How to save spark streaming data in cassandra

build.sbt Below are the contents included in build.sbt file

val sparkVersion = "1.6.3" 
scalaVersion := "2.10.5" 
resolvers += "Spark Packages Repo" at "https://dl.bintray.com/spark-packages/maven" 
libraryDependencies ++= Seq(
"org.apache.spark" %% "spark-streaming" % sparkVersion,
"org.apache.spark" %% "spark-streaming-kafka" % sparkVersion)
libraryDependencies +="datastax" % "spark-cassandra-connector" % "1.6.3-s_2.10"
libraryDependencies +="org.apache.spark" %% "spark-sql" % "1.1.0"

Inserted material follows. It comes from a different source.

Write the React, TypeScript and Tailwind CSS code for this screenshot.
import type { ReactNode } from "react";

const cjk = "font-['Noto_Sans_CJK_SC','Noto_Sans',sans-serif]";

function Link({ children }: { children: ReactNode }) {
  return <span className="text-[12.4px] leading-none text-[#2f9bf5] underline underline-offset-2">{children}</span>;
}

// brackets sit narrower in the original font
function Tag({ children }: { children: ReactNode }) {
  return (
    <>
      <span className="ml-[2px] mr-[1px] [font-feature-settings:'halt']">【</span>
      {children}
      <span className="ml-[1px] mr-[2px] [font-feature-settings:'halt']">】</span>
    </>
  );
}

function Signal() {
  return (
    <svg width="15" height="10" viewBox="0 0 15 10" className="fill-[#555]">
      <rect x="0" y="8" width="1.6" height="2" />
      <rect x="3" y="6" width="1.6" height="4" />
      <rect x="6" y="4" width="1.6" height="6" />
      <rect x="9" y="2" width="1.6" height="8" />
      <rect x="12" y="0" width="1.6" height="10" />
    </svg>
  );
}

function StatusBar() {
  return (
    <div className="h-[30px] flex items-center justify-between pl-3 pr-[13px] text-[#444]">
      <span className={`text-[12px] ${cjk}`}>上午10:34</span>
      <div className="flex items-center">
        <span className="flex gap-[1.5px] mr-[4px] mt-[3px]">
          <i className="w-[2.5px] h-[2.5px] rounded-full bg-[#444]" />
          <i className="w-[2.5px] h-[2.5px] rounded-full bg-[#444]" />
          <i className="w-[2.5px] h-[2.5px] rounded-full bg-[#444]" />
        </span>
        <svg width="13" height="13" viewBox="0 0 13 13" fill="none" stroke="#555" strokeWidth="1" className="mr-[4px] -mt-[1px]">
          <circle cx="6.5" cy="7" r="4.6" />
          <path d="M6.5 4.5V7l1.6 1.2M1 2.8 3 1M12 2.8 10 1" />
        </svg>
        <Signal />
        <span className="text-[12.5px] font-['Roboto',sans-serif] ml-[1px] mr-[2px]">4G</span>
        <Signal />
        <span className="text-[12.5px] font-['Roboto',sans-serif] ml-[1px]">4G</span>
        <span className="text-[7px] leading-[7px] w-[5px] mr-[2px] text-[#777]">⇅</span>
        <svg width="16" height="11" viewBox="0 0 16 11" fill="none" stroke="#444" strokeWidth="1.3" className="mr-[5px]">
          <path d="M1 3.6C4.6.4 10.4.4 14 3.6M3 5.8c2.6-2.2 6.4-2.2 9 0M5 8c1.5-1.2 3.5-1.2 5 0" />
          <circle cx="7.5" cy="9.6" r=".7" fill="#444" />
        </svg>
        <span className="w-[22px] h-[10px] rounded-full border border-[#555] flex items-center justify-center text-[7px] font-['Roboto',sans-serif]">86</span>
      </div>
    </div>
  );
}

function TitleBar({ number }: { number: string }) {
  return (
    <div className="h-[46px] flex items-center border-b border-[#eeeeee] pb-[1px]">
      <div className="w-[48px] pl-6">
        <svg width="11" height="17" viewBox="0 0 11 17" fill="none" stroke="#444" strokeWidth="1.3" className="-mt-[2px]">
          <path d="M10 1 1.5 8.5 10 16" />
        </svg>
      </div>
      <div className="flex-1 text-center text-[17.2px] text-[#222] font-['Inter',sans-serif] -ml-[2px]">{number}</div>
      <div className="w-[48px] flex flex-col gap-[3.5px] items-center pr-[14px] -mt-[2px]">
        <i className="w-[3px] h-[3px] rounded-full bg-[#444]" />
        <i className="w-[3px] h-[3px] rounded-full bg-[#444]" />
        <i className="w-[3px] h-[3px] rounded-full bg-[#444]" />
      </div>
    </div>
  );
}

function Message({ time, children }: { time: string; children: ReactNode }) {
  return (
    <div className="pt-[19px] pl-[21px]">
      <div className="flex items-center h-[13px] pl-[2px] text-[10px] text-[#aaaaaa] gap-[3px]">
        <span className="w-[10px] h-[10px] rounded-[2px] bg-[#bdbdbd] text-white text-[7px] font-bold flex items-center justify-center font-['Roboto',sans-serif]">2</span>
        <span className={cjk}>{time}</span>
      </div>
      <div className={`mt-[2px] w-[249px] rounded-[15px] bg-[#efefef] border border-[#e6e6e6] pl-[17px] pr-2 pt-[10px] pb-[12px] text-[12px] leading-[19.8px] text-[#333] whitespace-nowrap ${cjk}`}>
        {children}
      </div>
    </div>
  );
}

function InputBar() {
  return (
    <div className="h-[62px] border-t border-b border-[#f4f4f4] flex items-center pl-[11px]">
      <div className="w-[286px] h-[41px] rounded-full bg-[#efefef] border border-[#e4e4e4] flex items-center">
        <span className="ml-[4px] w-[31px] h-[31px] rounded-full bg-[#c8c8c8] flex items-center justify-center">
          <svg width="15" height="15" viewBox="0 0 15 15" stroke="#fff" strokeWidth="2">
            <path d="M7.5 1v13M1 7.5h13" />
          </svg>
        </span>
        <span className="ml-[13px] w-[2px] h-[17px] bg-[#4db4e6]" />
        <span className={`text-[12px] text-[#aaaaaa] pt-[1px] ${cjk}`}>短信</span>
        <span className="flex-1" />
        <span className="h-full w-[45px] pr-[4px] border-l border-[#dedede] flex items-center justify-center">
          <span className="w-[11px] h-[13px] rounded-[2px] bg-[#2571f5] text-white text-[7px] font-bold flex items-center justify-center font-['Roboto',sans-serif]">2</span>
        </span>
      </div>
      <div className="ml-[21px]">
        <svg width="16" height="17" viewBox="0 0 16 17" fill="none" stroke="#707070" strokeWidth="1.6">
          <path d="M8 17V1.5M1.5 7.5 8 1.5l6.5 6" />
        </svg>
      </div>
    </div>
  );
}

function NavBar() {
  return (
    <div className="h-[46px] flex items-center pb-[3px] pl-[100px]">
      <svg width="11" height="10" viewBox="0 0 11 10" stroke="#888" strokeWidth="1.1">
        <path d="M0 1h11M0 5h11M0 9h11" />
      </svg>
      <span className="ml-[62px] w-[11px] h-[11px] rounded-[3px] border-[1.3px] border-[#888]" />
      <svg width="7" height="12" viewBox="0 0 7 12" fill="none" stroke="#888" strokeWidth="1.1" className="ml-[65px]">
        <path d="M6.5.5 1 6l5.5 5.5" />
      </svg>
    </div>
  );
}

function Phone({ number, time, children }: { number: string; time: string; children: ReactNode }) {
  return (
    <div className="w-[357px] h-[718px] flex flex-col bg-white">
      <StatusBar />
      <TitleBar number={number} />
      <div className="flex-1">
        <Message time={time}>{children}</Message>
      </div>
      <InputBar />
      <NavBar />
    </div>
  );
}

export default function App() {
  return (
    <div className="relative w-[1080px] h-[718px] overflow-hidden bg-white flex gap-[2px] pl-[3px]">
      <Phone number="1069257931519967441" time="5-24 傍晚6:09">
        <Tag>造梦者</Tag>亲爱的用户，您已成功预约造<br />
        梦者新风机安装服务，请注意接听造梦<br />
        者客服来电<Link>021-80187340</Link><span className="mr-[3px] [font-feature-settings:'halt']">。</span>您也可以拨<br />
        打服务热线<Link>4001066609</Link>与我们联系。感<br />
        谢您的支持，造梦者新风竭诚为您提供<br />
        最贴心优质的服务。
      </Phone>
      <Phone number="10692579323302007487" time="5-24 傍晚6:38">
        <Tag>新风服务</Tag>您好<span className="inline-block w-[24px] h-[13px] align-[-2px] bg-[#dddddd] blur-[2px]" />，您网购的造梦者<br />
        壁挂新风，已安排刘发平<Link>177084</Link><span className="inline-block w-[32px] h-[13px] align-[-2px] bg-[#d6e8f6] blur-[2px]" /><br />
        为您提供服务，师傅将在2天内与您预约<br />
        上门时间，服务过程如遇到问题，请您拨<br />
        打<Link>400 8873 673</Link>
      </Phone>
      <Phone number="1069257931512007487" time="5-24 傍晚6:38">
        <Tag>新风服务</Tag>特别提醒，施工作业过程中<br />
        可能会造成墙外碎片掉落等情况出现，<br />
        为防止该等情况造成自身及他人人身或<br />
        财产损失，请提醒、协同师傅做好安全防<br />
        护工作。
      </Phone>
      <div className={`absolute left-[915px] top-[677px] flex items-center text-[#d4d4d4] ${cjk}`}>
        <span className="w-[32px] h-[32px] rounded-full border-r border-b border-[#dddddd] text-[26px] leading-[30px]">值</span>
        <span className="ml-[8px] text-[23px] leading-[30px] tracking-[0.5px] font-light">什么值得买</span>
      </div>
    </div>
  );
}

Command to initialize shell: The below command is the shell initialization procedure I followed

/usr/hdp/2.6.0.3-8/spark/bin/spark-shell --packages datastax:spark-cassandra-connector:1.6.3-s_2.10 --conf spark.cassandra.connection.host=127.0.0.1 –jars spark-streaming-kafka-assembly_2.10-1.6.3.jar

Note: Here I specified jar specifically because SBT couldn’t fetch the required libraries of spark streaming kafka used at creation of kafkaStream in later sections

Import required libraries:

This section includes libraries to be imported that are used in various cases of the REPL session

import org.apache.spark.SparkConf; import org.apache.spark.streaming.StreamingContext; import org.apache.spark.streaming.Seconds; import org.apache.spark.streaming.kafka.KafkaUtils; import com.datastax.spark.connector._ ; import org.apache.spark.sql.cassandra._ ;

Setting up Spark Streaming Configuration:

Here am configuring configurations required for spark streaming context

val conf = new SparkConf().setMaster("local[*]").setAppName("KafkaReceiver")
conf.set("spark.driver.allowMultipleContexts", "true"); // Required to set this to true because during // shell initialization or starting we a spark context is created with configurations of highlighted
conf.setMaster("local"); // then we are assigning those cofigurations locally

Creation of SparkStreamingContext using above configurations: Using configurations defined above we create a spark streaming context in the below way

val ssc = new StreamingContext(conf, Seconds(1)); // Seconds here describe the interval to fetch

Creating a Kafka stream using above Spark Streaming Context aka SSC: Here ssc is spark streaming context that was created above, “localhost:2181” is ZKquoram "spark-streaming-consumer-group" is consumer group Map("test3" -> 5) is Map(“topic” -> number of partitions )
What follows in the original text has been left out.